> Problem requirements
Determine how many lines include "screenshot". Give the number and nothing else.

[Front-end source files]
■ ■ ■ ■

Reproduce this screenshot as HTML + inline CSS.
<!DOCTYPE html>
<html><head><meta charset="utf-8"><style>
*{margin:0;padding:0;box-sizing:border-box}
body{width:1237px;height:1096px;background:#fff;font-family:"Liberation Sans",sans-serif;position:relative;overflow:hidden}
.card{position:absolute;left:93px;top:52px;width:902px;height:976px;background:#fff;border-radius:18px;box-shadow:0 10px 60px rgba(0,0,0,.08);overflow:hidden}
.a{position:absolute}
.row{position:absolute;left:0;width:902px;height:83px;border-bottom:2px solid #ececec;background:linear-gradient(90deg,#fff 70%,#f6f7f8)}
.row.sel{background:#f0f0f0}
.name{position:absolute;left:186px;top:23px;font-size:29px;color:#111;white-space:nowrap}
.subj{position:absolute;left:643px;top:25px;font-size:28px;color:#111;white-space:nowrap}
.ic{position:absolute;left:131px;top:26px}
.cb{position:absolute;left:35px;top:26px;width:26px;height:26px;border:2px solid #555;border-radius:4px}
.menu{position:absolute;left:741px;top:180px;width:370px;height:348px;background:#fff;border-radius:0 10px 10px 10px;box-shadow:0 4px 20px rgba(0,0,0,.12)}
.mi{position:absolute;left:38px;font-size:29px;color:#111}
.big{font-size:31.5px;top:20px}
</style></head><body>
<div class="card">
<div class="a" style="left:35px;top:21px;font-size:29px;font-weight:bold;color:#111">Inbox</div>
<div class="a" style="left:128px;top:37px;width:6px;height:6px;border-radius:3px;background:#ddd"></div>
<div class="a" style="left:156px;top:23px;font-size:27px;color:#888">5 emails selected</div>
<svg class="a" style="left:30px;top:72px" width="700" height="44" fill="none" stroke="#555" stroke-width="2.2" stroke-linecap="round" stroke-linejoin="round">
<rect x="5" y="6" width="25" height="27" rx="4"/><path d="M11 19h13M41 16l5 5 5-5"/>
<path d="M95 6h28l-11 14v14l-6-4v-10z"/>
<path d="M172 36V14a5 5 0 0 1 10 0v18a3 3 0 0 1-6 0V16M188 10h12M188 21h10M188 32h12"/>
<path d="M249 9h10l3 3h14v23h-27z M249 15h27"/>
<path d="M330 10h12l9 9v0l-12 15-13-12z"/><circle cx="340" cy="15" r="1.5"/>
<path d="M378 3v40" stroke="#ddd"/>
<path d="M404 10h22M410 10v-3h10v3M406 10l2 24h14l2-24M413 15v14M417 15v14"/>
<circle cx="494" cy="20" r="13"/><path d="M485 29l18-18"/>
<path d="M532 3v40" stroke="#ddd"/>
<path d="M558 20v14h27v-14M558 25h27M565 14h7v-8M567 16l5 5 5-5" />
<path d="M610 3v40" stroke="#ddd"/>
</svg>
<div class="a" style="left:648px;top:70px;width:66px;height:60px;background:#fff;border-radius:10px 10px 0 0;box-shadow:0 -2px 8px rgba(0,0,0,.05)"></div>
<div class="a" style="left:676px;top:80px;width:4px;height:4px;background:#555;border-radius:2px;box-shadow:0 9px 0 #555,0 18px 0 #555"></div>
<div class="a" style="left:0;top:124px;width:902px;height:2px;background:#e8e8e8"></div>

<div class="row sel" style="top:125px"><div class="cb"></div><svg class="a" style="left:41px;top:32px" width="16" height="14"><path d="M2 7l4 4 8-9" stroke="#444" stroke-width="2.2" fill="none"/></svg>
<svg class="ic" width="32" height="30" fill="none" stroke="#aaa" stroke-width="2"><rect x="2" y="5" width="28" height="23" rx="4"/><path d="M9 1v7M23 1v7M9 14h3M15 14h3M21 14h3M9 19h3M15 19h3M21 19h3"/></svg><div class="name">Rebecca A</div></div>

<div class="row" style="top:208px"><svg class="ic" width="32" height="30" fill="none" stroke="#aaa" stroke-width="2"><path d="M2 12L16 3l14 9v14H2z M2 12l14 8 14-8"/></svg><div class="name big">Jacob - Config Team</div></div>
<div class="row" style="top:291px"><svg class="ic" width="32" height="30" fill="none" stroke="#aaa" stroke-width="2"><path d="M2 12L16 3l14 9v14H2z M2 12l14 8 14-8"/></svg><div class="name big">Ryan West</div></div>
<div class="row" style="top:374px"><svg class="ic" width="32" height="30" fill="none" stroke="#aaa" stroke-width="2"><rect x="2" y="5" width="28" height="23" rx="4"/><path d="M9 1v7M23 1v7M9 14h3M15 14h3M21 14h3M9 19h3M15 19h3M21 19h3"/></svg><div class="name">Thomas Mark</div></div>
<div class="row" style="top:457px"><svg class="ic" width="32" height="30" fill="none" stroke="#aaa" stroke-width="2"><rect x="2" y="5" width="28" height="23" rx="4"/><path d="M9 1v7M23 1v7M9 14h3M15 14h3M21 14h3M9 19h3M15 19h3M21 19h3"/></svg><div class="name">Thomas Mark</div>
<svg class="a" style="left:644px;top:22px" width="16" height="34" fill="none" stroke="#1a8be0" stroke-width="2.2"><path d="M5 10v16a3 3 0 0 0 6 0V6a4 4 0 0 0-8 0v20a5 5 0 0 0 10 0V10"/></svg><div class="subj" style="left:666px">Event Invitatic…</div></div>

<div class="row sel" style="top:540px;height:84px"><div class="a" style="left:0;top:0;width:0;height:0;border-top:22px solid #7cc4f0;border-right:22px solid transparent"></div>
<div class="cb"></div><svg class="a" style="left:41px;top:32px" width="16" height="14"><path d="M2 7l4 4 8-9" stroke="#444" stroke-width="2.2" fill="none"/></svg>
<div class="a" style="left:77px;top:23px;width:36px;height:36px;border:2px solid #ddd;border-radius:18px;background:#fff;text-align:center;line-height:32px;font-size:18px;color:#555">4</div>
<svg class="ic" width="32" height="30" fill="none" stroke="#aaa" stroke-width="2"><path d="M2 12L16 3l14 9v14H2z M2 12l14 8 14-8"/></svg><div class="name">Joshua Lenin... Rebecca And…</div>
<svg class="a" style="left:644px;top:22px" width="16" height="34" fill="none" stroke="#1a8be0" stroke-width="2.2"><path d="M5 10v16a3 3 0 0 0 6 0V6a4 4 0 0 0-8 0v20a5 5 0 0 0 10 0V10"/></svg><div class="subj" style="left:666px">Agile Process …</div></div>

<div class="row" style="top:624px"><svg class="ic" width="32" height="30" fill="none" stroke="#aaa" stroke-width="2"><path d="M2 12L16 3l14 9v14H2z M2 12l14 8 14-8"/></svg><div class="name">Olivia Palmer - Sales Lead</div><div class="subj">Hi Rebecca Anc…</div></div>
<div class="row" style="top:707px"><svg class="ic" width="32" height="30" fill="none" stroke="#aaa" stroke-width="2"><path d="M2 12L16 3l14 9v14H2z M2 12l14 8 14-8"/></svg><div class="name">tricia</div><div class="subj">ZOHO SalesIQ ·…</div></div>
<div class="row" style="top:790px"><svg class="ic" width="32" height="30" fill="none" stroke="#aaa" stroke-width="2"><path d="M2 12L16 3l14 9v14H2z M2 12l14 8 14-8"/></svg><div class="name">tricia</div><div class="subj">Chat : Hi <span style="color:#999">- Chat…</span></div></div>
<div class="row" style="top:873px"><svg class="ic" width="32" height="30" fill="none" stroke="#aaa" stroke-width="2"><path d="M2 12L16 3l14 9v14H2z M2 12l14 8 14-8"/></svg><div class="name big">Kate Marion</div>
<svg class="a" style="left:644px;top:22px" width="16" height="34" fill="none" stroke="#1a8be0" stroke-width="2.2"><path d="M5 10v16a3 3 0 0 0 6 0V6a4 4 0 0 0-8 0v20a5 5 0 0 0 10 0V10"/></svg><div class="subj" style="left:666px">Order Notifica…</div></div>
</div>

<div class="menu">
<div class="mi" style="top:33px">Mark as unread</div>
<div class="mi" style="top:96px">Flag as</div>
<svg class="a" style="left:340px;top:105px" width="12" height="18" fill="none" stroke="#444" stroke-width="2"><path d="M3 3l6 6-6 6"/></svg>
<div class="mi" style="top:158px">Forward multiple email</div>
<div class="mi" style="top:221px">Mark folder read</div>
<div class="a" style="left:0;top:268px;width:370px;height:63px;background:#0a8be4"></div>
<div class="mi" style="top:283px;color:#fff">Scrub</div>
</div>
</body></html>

■ ■ ■ ■

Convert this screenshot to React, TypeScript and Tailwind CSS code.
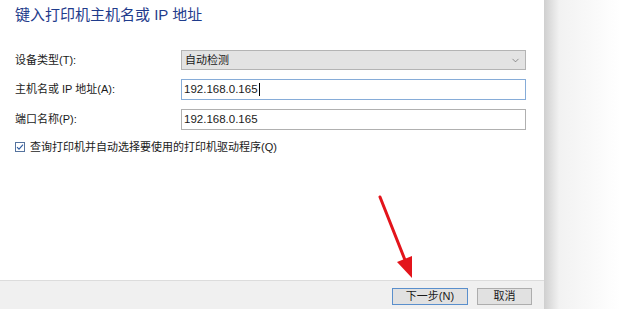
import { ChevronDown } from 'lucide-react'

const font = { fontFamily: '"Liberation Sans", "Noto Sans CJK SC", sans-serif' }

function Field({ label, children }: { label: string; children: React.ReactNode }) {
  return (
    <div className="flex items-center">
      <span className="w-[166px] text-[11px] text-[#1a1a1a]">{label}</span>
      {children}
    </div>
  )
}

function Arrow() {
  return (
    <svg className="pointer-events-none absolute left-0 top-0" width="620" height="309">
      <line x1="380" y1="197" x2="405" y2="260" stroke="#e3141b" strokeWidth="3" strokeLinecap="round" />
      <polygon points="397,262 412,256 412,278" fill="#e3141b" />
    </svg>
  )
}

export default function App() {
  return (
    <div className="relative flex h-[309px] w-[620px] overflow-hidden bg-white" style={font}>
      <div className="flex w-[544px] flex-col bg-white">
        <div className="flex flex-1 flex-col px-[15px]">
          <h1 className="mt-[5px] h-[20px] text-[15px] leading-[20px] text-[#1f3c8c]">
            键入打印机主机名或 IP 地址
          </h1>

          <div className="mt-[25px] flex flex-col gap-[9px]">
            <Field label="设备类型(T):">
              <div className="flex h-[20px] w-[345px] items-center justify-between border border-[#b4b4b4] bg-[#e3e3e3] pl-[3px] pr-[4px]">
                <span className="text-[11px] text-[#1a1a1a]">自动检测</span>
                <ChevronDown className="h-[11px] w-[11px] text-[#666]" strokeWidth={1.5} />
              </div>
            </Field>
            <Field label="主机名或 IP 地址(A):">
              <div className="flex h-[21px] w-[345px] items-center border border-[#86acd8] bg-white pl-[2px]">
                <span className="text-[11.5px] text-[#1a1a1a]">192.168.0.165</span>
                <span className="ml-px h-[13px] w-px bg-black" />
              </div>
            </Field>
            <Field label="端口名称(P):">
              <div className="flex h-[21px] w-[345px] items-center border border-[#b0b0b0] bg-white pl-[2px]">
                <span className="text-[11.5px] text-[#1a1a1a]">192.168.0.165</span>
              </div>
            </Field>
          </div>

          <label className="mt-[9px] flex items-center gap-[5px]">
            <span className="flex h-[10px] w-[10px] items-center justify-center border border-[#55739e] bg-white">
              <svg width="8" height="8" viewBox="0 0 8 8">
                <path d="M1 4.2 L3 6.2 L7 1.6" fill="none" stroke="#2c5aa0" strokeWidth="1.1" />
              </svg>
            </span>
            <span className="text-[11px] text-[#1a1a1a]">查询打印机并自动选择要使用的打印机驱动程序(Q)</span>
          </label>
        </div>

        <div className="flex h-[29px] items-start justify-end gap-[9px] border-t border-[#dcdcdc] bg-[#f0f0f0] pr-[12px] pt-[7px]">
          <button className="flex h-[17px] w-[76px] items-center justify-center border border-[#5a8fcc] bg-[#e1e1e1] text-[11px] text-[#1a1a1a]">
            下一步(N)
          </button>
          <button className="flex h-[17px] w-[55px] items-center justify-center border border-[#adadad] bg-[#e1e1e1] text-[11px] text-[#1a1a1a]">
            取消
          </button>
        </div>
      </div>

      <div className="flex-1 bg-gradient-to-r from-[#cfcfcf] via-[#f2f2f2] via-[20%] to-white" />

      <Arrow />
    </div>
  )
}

■ ■ ■ ■

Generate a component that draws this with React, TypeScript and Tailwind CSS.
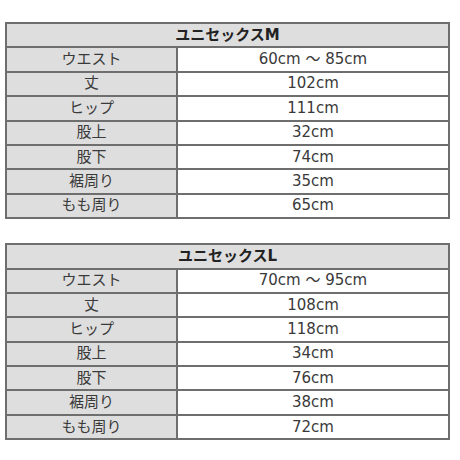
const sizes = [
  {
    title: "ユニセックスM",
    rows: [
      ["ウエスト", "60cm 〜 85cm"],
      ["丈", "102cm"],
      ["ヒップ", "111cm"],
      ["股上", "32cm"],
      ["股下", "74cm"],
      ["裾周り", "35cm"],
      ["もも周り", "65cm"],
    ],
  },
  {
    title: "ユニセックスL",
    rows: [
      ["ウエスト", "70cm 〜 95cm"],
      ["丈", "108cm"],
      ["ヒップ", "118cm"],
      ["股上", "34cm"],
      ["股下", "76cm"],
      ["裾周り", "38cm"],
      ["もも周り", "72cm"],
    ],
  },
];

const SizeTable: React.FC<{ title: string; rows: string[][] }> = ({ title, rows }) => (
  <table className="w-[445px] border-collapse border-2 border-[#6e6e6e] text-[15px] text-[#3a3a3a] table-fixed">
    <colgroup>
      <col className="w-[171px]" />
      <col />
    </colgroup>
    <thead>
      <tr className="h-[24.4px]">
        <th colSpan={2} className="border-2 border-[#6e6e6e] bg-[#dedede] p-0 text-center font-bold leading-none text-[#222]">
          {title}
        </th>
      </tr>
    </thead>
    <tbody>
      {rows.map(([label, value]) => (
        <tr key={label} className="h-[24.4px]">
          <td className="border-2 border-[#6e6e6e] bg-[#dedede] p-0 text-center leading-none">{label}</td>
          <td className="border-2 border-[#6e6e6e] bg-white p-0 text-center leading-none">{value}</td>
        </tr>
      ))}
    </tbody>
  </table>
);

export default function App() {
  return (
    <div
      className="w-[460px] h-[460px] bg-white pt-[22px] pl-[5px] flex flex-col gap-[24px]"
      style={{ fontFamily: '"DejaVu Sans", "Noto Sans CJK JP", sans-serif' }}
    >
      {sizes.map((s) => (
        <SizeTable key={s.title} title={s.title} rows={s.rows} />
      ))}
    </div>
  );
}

■ ■ ■ ■

> Task result
2